> [Your instructions] Quote every line below exactly and skip any picture.

-*-*-

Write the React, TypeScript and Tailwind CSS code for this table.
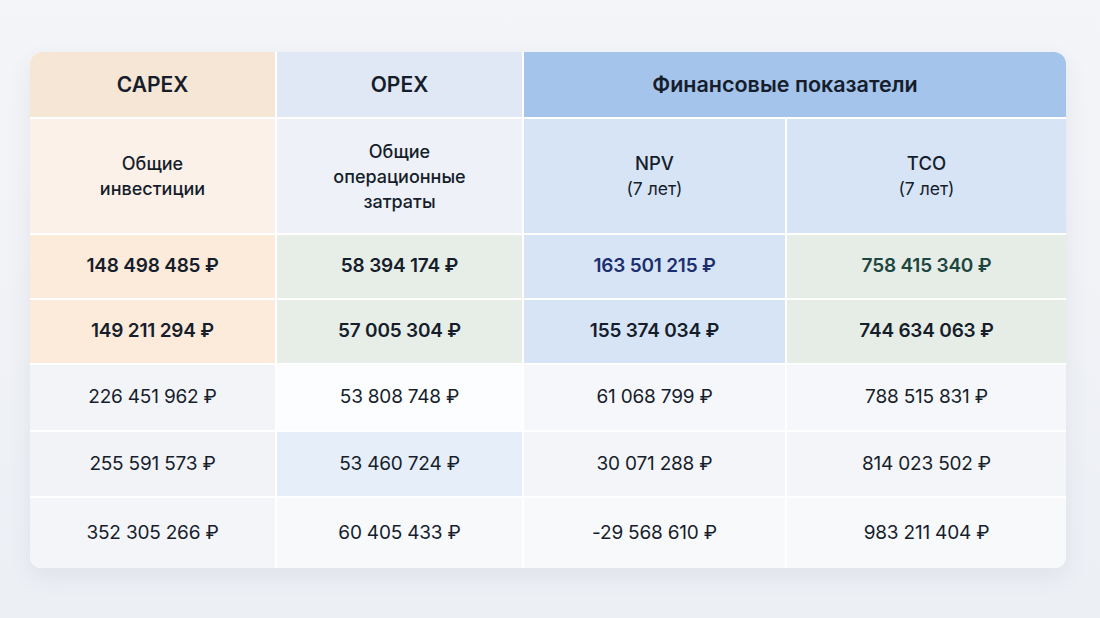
import React from 'react';

type Cell = { text: string; bg: string; tone?: string; bold?: boolean };

const rows: { h: string; cells: Cell[] }[] = [
  {
    h: 'h-[63px]',
    cells: [
      { text: '148 498 485 ₽', bg: 'bg-[#fcebdb]', bold: true },
      { text: '58 394 174 ₽', bg: 'bg-[#e7eee7]', bold: true },
      { text: '163 501 215 ₽', bg: 'bg-[#d7e4f6]', bold: true, tone: 'text-[#1b2f6e]' },
      { text: '758 415 340 ₽', bg: 'bg-[#e6ede6]', bold: true, tone: 'text-[#1d4640]' },
    ],
  },
  {
    h: 'h-[63px]',
    cells: [
      { text: '149 211 294 ₽', bg: 'bg-[#fcebdb]', bold: true },
      { text: '57 005 304 ₽', bg: 'bg-[#e7eee7]', bold: true },
      { text: '155 374 034 ₽', bg: 'bg-[#d7e4f6]', bold: true },
      { text: '744 634 063 ₽', bg: 'bg-[#e6ede6]', bold: true },
    ],
  },
  {
    h: 'h-[65px]',
    cells: [
      { text: '226 451 962 ₽', bg: 'bg-[#f2f4f8]' },
      { text: '53 808 748 ₽', bg: 'bg-[#fcfdfe]' },
      { text: '61 068 799 ₽', bg: 'bg-[#f6f7fa]' },
      { text: '788 515 831 ₽', bg: 'bg-[#f6f7fa]' },
    ],
  },
  {
    h: 'h-[64px]',
    cells: [
      { text: '255 591 573 ₽', bg: 'bg-[#f1f3f7]' },
      { text: '53 460 724 ₽', bg: 'bg-[#e6eef9]' },
      { text: '30 071 288 ₽', bg: 'bg-[#f4f5f8]' },
      { text: '814 023 502 ₽', bg: 'bg-[#f4f5f8]' },
    ],
  },
  {
    h: 'h-[70px]',
    cells: [
      { text: '352 305 266 ₽', bg: 'bg-[#f4f5f8]' },
      { text: '60 405 433 ₽', bg: 'bg-[#f8f9fb]' },
      { text: '-29 568 610 ₽', bg: 'bg-[#f8f9fb]' },
      { text: '983 211 404 ₽', bg: 'bg-[#f8f9fb]' },
    ],
  },
];

export default function App() {
  return (
    <div className="h-[618px] w-[1100px] overflow-hidden bg-gradient-to-b from-[#f4f5f8] to-[#eceff4] pl-[30px] pt-[52px] font-['Inter',sans-serif] text-[#161d2b]">
      <div className="w-[1036px] overflow-hidden rounded-[12px] bg-white shadow-[0_8px_24px_rgba(60,80,120,0.08)]">
        <div className="grid grid-cols-[245px_245px_261px_279px] gap-[2px] bg-white">
          {/* header */}
          <div className="flex h-[65px] items-center justify-center bg-[#f6e6d6] text-[21px] font-semibold">CAPEX</div>
          <div className="flex h-[65px] items-center justify-center bg-[#e1e8f5] text-[21px] font-semibold">OPEX</div>
          <div className="col-span-2 flex h-[65px] items-center justify-center bg-[#a4c4eb] pr-[20px] text-[21.5px] font-semibold">
            Финансовые показатели
          </div>

          {/* sub header */}
          <div className="flex h-[114px] items-center justify-center bg-[#fbf1e9] text-center text-[18px] font-medium leading-[25px]">
            Общие<br />инвестиции
          </div>
          <div className="flex h-[114px] items-center justify-center bg-[#eef2f8] text-center text-[18px] font-medium leading-[25px]">
            Общие<br />операционные<br />затраты
          </div>
          <div className="flex h-[114px] flex-col items-center justify-center bg-[#d7e4f6] text-center leading-[25px]">
            <span className="text-[18.5px] font-medium">NPV</span>
            <span className="text-[17.5px]">(7 лет)</span>
          </div>
          <div className="flex h-[114px] flex-col items-center justify-center bg-[#d7e4f6] text-center leading-[25px]">
            <span className="text-[18.5px] font-medium">TCO</span>
            <span className="text-[17.5px]">(7 лет)</span>
          </div>

          {rows.map((row, i) =>
            row.cells.map((c, j) => (
              <div
                key={`${i}-${j}`}
                className={`flex ${row.h} items-center justify-center ${c.bg} text-[19px] tracking-[-0.2px] ${c.bold ? 'font-semibold' : 'font-normal'} ${c.tone ?? 'text-[#161d2b]'}`}
              >
                {c.text}
              </div>
            ))
          )}
        </div>
      </div>
    </div>
  );
}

-*-*-

> [Response]
Write the React, TypeScript and Tailwind CSS code for this table.
import React from 'react';

type Cell = { text: string; bg: string; tone?: string; bold?: boolean };

const rows: { h: string; cells: Cell[] }[] = [
  {
    h: 'h-[63px]',
    cells: [
      { text: '148 498 485 ₽', bg: 'bg-[#fcebdb]', bold: true },
      { text: '58 394 174 ₽', bg: 'bg-[#e7eee7]', bold: true },
      { text: '163 501 215 ₽', bg: 'bg-[#d7e4f6]', bold: true, tone: 'text-[#1b2f6e]' },
      { text: '758 415 340 ₽', bg: 'bg-[#e6ede6]', bold: true, tone: 'text-[#1d4640]' },
    ],
  },
  {
    h: 'h-[63px]',
    cells: [
      { text: '149 211 294 ₽', bg: 'bg-[#fcebdb]', bold: true },
      { text: '57 005 304 ₽', bg: 'bg-[#e7eee7]', bold: true },
      { text: '155 374 034 ₽', bg: 'bg-[#d7e4f6]', bold: true },
      { text: '744 634 063 ₽', bg: 'bg-[#e6ede6]', bold: true },
    ],
  },
  {
    h: 'h-[65px]',
    cells: [
      { text: '226 451 962 ₽', bg: 'bg-[#f2f4f8]' },
      { text: '53 808 748 ₽', bg: 'bg-[#fcfdfe]' },
      { text: '61 068 799 ₽', bg: 'bg-[#f6f7fa]' },
      { text: '788 515 831 ₽', bg: 'bg-[#f6f7fa]' },
    ],
  },
  {
    h: 'h-[64px]',
    cells: [
      { text: '255 591 573 ₽', bg: 'bg-[#f1f3f7]' },
      { text: '53 460 724 ₽', bg: 'bg-[#e6eef9]' },
      { text: '30 071 288 ₽', bg: 'bg-[#f4f5f8]' },
      { text: '814 023 502 ₽', bg: 'bg-[#f4f5f8]' },
    ],
  },
  {
    h: 'h-[70px]',
    cells: [
      { text: '352 305 266 ₽', bg: 'bg-[#f4f5f8]' },
      { text: '60 405 433 ₽', bg: 'bg-[#f8f9fb]' },
      { text: '-29 568 610 ₽', bg: 'bg-[#f8f9fb]' },
      { text: '983 211 404 ₽', bg: 'bg-[#f8f9fb]' },
    ],
  },
];

export default function App() {
  return (
    <div className="h-[618px] w-[1100px] overflow-hidden bg-gradient-to-b from-[#f4f5f8] to-[#eceff4] pl-[30px] pt-[52px] font-['Inter',sans-serif] text-[#161d2b]">
      <div className="w-[1036px] overflow-hidden rounded-[12px] bg-white shadow-[0_8px_24px_rgba(60,80,120,0.08)]">
        <div className="grid grid-cols-[245px_245px_261px_279px] gap-[2px] bg-white">
          {/* header */}
          <div className="flex h-[65px] items-center justify-center bg-[#f6e6d6] text-[21px] font-semibold">CAPEX</div>
          <div className="flex h-[65px] items-center justify-center bg-[#e1e8f5] text-[21px] font-semibold">OPEX</div>
          <div className="col-span-2 flex h-[65px] items-center justify-center bg-[#a4c4eb] pr-[20px] text-[21.5px] font-semibold">
            Финансовые показатели
          </div>

          {/* sub header */}
          <div className="flex h-[114px] items-center justify-center bg-[#fbf1e9] text-center text-[18px] font-medium leading-[25px]">
            Общие<br />инвестиции
          </div>
          <div className="flex h-[114px] items-center justify-center bg-[#eef2f8] text-center text-[18px] font-medium leading-[25px]">
            Общие<br />операционные<br />затраты
          </div>
          <div className="flex h-[114px] flex-col items-center justify-center bg-[#d7e4f6] text-center leading-[25px]">
            <span className="text-[18.5px] font-medium">NPV</span>
            <span className="text-[17.5px]">(7 лет)</span>
          </div>
          <div className="flex h-[114px] flex-col items-center justify-center bg-[#d7e4f6] text-center leading-[25px]">
            <span className="text-[18.5px] font-medium">TCO</span>
            <span className="text-[17.5px]">(7 лет)</span>
          </div>

          {rows.map((row, i) =>
            row.cells.map((c, j) => (
              <div
                key={`${i}-${j}`}
                className={`flex ${row.h} items-center justify-center ${c.bg} text-[19px] tracking-[-0.2px] ${c.bold ? 'font-semibold' : 'font-normal'} ${c.tone ?? 'text-[#161d2b]'}`}
              >
                {c.text}
              </div>
            ))
          )}
        </div>
      </div>
    </div>
  );
}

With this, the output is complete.